If heater not working properly ,but still working the heat transfer poor ,probably need to disassemble and actually manually clean heater unit with wire brush till really clean,otherwise replace heater unit as heaters are usually fully sealed. get on line and search for Delonghi magnifica 3300 (parts diagram , replacement parts,parts). then you will have part no and hopefully someone who can supply parts.As for frother if water not heating to enough to make hot coffee the not heating enough to make steam either so frother does not work,if blocked then need to clean out frother tube.
Remove the frother nozzle: if its the early type with three hooks, slide the frother body down before trying to remove it. Disassemble the frother and clean the three holes in the end. If the holes are blocked, the steam can't escape. If it's not pushing hot water through the coffee holder, pull out the water reservoir, and remove and clean the grid plate assembly where the coffee holder clips in.
it is clogged with dried milk. Remove the frothing wand from the machine. now press milk froth. you should get a ton of steam blowing out of the hole where the frother used to be. Your frother comes apart for cleaning. pull the chrome tip off, pull the 90 degree fitting and the black milk suction tube off, if it is really dirty you can soak the disassembled frother in hot water with a cleaning tablet. ( the small ones you drop in the brew unit, not the big descaling tab.) also, there is a clear tube with a point on the end of it sticking out of the frothing wand. this is an air admittance oriface. it allows air to enter the hot milk stream and make it frothy and bubbly. if it gets clogged, you will get hot milk but no froth. Your machine came with a spare one in the parts kit.
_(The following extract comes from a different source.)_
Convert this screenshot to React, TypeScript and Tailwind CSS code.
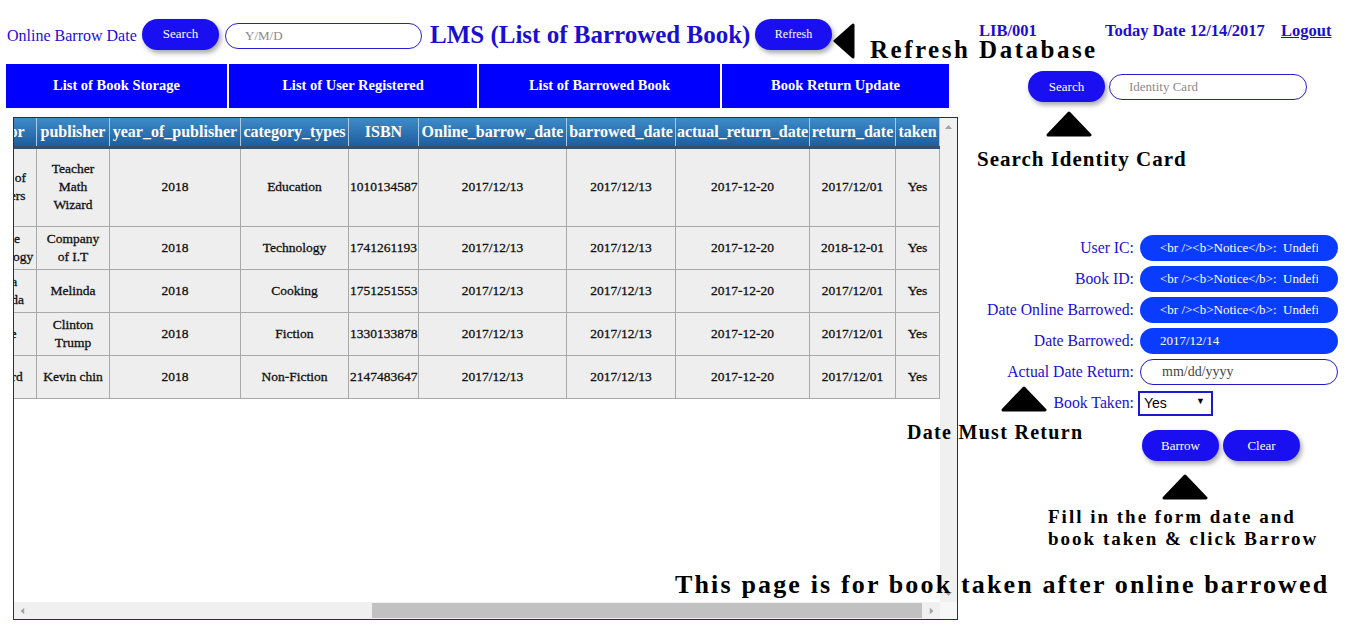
import { useLayoutEffect, useRef } from 'react';

// ── Data ───────────────────────────────────────────────────────────────────────

const columns = [
  { label: 'id', w: 'w-[40px]' },
  { label: 'online_id', w: 'w-[90px]' },
  { label: 'user_ic', w: 'w-[110px]' },
  { label: 'book_id', w: 'w-[80px]' },
  { label: 'book_title', w: 'w-[266px]' },
  { label: 'author', w: 'w-[70px]' },
  { label: 'publisher', w: 'w-[73px]' },
  { label: 'year_of_publisher', w: 'w-[131px]' },
  { label: 'category_types', w: 'w-[108px]' },
  { label: 'ISBN', w: 'w-[70px]' },
  { label: 'Online_barrow_date', w: 'w-[148px]' },
  { label: 'barrowed_date', w: 'w-[109px]' },
  { label: 'actual_return_date', w: 'w-[134px]' },
  { label: 'return_date', w: 'w-[86px]' },
  { label: 'taken', w: 'w-[44px]' },
];

const rows = [
  ['1', 'OB0001', '950101-10-5521', 'B0001', 'Mathematics for Young Learners', 'Group of Teachers', 'Teacher Math Wizard', '2018', 'Education', '1010134587', '2017/12/13', '2017/12/13', '2017-12-20', '2017/12/01', 'Yes'],
  ['2', 'OB0002', '950101-10-5521', 'B0002', 'Basic Computer Networking', 'Online Technology', 'Company of\u00a0I.T', '2018', 'Technology', '1741261193', '2017/12/13', '2017/12/13', '2017-12-20', '2018-12-01', 'Yes'],
  ['3', 'OB0003', '950101-10-5521', 'B0003', 'Home Cooking Made Easy', 'Linda Melinda', 'Melinda', '2018', 'Cooking', '1751251553', '2017/12/13', '2017/12/13', '2017-12-20', '2017/12/01', 'Yes'],
  ['4', 'OB0004', '950101-10-5521', 'B0004', 'The Long Road Home', 'Steve', 'Clinton Trump', '2018', 'Fiction', '1330133878', '2017/12/13', '2017/12/13', '2017-12-20', '2017/12/01', 'Yes'],
  ['5', 'OB0005', '950101-10-5521', 'B0005', 'A Brief History of Books', 'Richard', 'Kevin chin', '2018', 'Non-Fiction', '2147483647', '2017/12/13', '2017/12/13', '2017-12-20', '2017/12/01', 'Yes'],
];

// ── Small pieces ───────────────────────────────────────────────────────────────

function PillButton({ label, small }: { label: string; small?: boolean }) {
  return (
    <button
      className={`h-[31px] w-[77px] shrink-0 rounded-full bg-[#1a0ff0] text-white shadow-[2px_3px_5px_rgba(0,0,0,0.35)] ${small ? 'text-[12px]' : 'text-[13px]'}`}
    >
      {label}
    </button>
  );
}

function Triangle({ className, dir }: { className: string; dir: 'up' | 'left' }) {
  if (dir === 'left') {
    return (
      <svg className={`absolute ${className}`} viewBox="0 0 22 36">
        <polygon points="2,18 20,2 20,34" fill="#000" stroke="#000" strokeWidth="3" strokeLinejoin="round" />
      </svg>
    );
  }
  return (
    <svg className={`absolute ${className}`} viewBox="0 0 46 26">
      <polygon points="23,2 44,24 2,24" fill="#000" stroke="#000" strokeWidth="3" strokeLinejoin="round" />
    </svg>
  );
}

// little grey arrow used on the scrollbar buttons
function ScrollArrow({ rotate }: { rotate: string }) {
  return (
    <div className="flex h-[17px] w-[17px] shrink-0 items-center justify-center">
      <svg className={`h-[4px] w-[7px] ${rotate}`} viewBox="0 0 7 4">
        <polygon points="3.5,0 7,4 0,4" fill="#a3a3a3" />
      </svg>
    </div>
  );
}

function BlueField({ value }: { value: string }) {
  return (
    <input
      readOnly
      value={value}
      className="h-[26px] w-[198px] rounded-full bg-[#0a3cff] px-[20px] text-[13px] text-white outline-none"
    />
  );
}

// ── Page ───────────────────────────────────────────────────────────────────────

export default function App() {
  const scroller = useRef<HTMLDivElement>(null);

  useLayoutEffect(() => {
    if (scroller.current) scroller.current.scrollLeft = scroller.current.scrollWidth;
  }, []);

  const notice = '<br /><b>Notice</b>:  Undefined variable';

  return (
    <div className="relative flex h-[628px] w-[1349px] overflow-hidden bg-white font-['Liberation_Serif',serif] text-[#1a0fd0]">
      {/* Left side */}
      <div className="w-[958px] shrink-0 pl-[6px]">
        <div className="mt-[18px] flex h-[32px] items-center">
          <span className="ml-[1px] mt-[3px] w-[135px] shrink-0 text-[16px]">Online Barrow Date</span>
          <PillButton label="Search" />
          <input
            placeholder="Y/M/D"
            className="mb-[1px] ml-[6px] h-[26px] w-[197px] self-end rounded-full border-[1.5px] border-[#2a1fd0] bg-white px-[19px] text-[13px] text-black outline-none placeholder:text-[#8a8a8a]"
          />
          <span className="ml-[8px] w-[325px] shrink-0 text-[25px] font-bold leading-none">LMS (List of Barrowed Book)</span>
          <PillButton label="Refresh" small />
        </div>

        <nav className="mt-[14px] flex h-[44px] gap-[2px] text-[14.5px] font-bold text-white">
          <div className="flex w-[221px] items-center justify-center bg-[#0000ff]">List of Book Storage</div>
          <div className="flex w-[248px] items-center justify-center bg-[#0000ff]">List of User Registered</div>
          <div className="flex w-[241px] items-center justify-center bg-[#0000ff]">List of Barrowed Book</div>
          <div className="flex w-[227px] items-center justify-center bg-[#0000ff]">Book Return Update</div>
        </nav>

        <div className="ml-[7px] mt-[9px] grid h-[503px] w-[945px] grid-cols-[926px_17px] grid-rows-[484px_17px] border border-[#2020b0]">
          <div ref={scroller} className="overflow-hidden">
            <table className="w-[1559px] table-fixed border-collapse text-center">
              <colgroup>
                {columns.map((c) => (
                  <col key={c.label} className={c.w} />
                ))}
              </colgroup>
              <thead>
                <tr className="h-[29px] bg-gradient-to-b from-[#3f8bc9] to-[#1c5c9c]">
                  {columns.map((c) => (
                    <th
                      key={c.label}
                      className="overflow-hidden whitespace-nowrap border-x border-b-[3px] border-x-[#a8cbe8] border-b-[#34506e] px-0 text-[16px] font-bold leading-[20px] text-white"
                    >
                      {c.label}
                    </th>
                  ))}
                </tr>
              </thead>
              <tbody>
                {rows.map((r, i) => (
                  <tr key={r[0]} className={i === 0 ? 'h-[79px]' : 'h-[43px]'}>
                    {r.map((cell, j) => (
                      <td
                        key={j}
                        className="border border-[#a9a9a9] bg-[#eeeeee] px-[1px] text-[13.5px] leading-[18px] text-[#111] [-webkit-text-stroke:0.3px_#111]"
                      >
                        {cell}
                      </td>
                    ))}
                  </tr>
                ))}
              </tbody>
            </table>
          </div>

          {/* vertical scrollbar (nothing to scroll) */}
          <div className="flex flex-col justify-between bg-[#f0f0f0]">
            <ScrollArrow rotate="" />
            <ScrollArrow rotate="rotate-180" />
          </div>

          {/* horizontal scrollbar, scrolled to the far right */}
          <div className="flex bg-[#f0f0f0]">
            <ScrollArrow rotate="-rotate-90" />
            <div className="flex-1 py-[1px]">
              <div className="ml-[341px] h-full w-[550px] bg-[#c1c1c1]" />
            </div>
            <ScrollArrow rotate="rotate-90" />
          </div>
          <div className="bg-[#f7f7f7]" />
        </div>
      </div>

      {/* Right side */}
      <div className="flex-1">
        <div className="mt-[22px] flex h-[19px] items-center text-[16.5px] font-bold">
          <span className="ml-[21px] w-[126px] shrink-0">LIB/001</span>
          <span className="w-[176px] shrink-0">Today Date 12/14/2017</span>
          <span className="underline">Logout</span>
        </div>

        <div className="ml-[70px] mt-[30px] flex h-[31px] items-center gap-[4px]">
          <PillButton label="Search" />
          <input
            placeholder="Identity Card"
            className="h-[26px] w-[198px] rounded-full border-[1.5px] border-[#2a1fd0] bg-white px-[19px] text-[13px] text-black outline-none placeholder:text-[#8a8a8a]"
          />
        </div>

        <div className="mt-[133px] grid grid-cols-[176px_198px] items-center gap-x-[6px] gap-y-[5px] text-[15.75px]">
          <label className="text-right leading-[26px]">User IC:</label>
          <BlueField value={notice} />
          <label className="text-right leading-[26px]">Book ID:</label>
          <BlueField value={notice} />
          <label className="text-right leading-[26px]">Date Online Barrowed:</label>
          <BlueField value={notice} />
          <label className="text-right leading-[26px]">Date Barrowed:</label>
          <BlueField value="2017/12/14" />
          <label className="text-right leading-[26px]">Actual Date Return:</label>
          <input
            placeholder="mm/dd/yyyy"
            className="h-[26px] w-[198px] rounded-full border-[1.5px] border-[#2418c8] bg-white px-[21px] text-[14px] text-black outline-none placeholder:text-[#444]"
          />
          <label className="text-right leading-[26px]">Book Taken:</label>
          <div className="relative -ml-[2px] h-[25px] w-[75px]">
            <select className="h-full w-full appearance-none border-2 border-[#1a1ad0] bg-white pl-[4px] font-['Liberation_Sans',sans-serif] text-[14px] text-black outline-none">
              <option>Yes</option>
              <option>No</option>
            </select>
            <span className="pointer-events-none absolute right-[8px] top-[6px] text-[9px] leading-none text-black">▼</span>
          </div>
        </div>

        <div className="ml-[184px] mt-[14px] flex gap-[4px]">
          <PillButton label="Barrow" />
          <PillButton label="Clear" />
        </div>
      </div>

      {/* Screenshot annotations */}
      <Triangle dir="left" className="left-[833px] top-[23px] h-[36px] w-[22px]" />
      <div className="absolute left-[870px] top-[35px] text-[25px] font-bold leading-[30px] tracking-[2.5px] text-black">Refresh Database</div>
      <Triangle dir="up" className="left-[1046px] top-[111px] h-[26px] w-[46px]" />
      <div className="absolute left-[977px] top-[146px] text-[21px] font-bold leading-[26px] tracking-[1px] text-black">Search Identity Card</div>
      <Triangle dir="up" className="left-[1001px] top-[386px] h-[26px] w-[46px]" />
      <div className="absolute left-[907px] top-[420px] text-[20px] font-bold leading-[24px] tracking-[1.3px] text-black">Date Must Return</div>
      <Triangle dir="up" className="left-[1162px] top-[474px] h-[26px] w-[46px]" />
      <div className="absolute left-[1048px] top-[506px] text-[19px] font-bold leading-[22px] tracking-[2px] text-black">
        Fill in the form date and
        <br />
        book taken &amp; click Barrow
      </div>
      <div className="absolute left-[675px] top-[569px] text-[26px] font-bold leading-[32px] tracking-[2.15px] text-black">This page is for book taken after online barrowed</div>
    </div>
  );
}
I had the same problem. All you need to do is take the steam nozzle apart and clean it. I tip can be cleand with a neadle. Just make sure you unblock the little side holes and make sure to thoroughly clean the little hole in the front. Over time the milk builds up in the nozzle, clogging up the "steam holes", so the preassure gets too big and the rubber attachments can't hold it any longer. Hope that helps.
Just fixed this same problem by taking apart the water solenoid valve and cleaning out its connection tube of deposits that was blocking water/steam flow. I removed the magnetic coil but that's not required. The connector was very tight because it had loctite sealer on the threads. I used plumbers teflon tape on the threads when reassembling.
The stainless steel cover has a very small hole near the top. The hole allows a venturi action - meaning air molecules are entrained with the steam flow to increase the affect. Milk will clog the hole, but warm water and a guitar string, cheese wire, even a staple - something thin - will work to clean it out.
After frothing either clean the entire stainless steel piece or at least occlude the end at the same time as shooting through some steam. I usually use a kitchen sponge with the abrasive pad attached. The pad helps insulate the heat and provides the necessary resistance to force any milk out the small hole.
Yes, I hate living with this also. In fact I am considering machining a different steam tube assembly.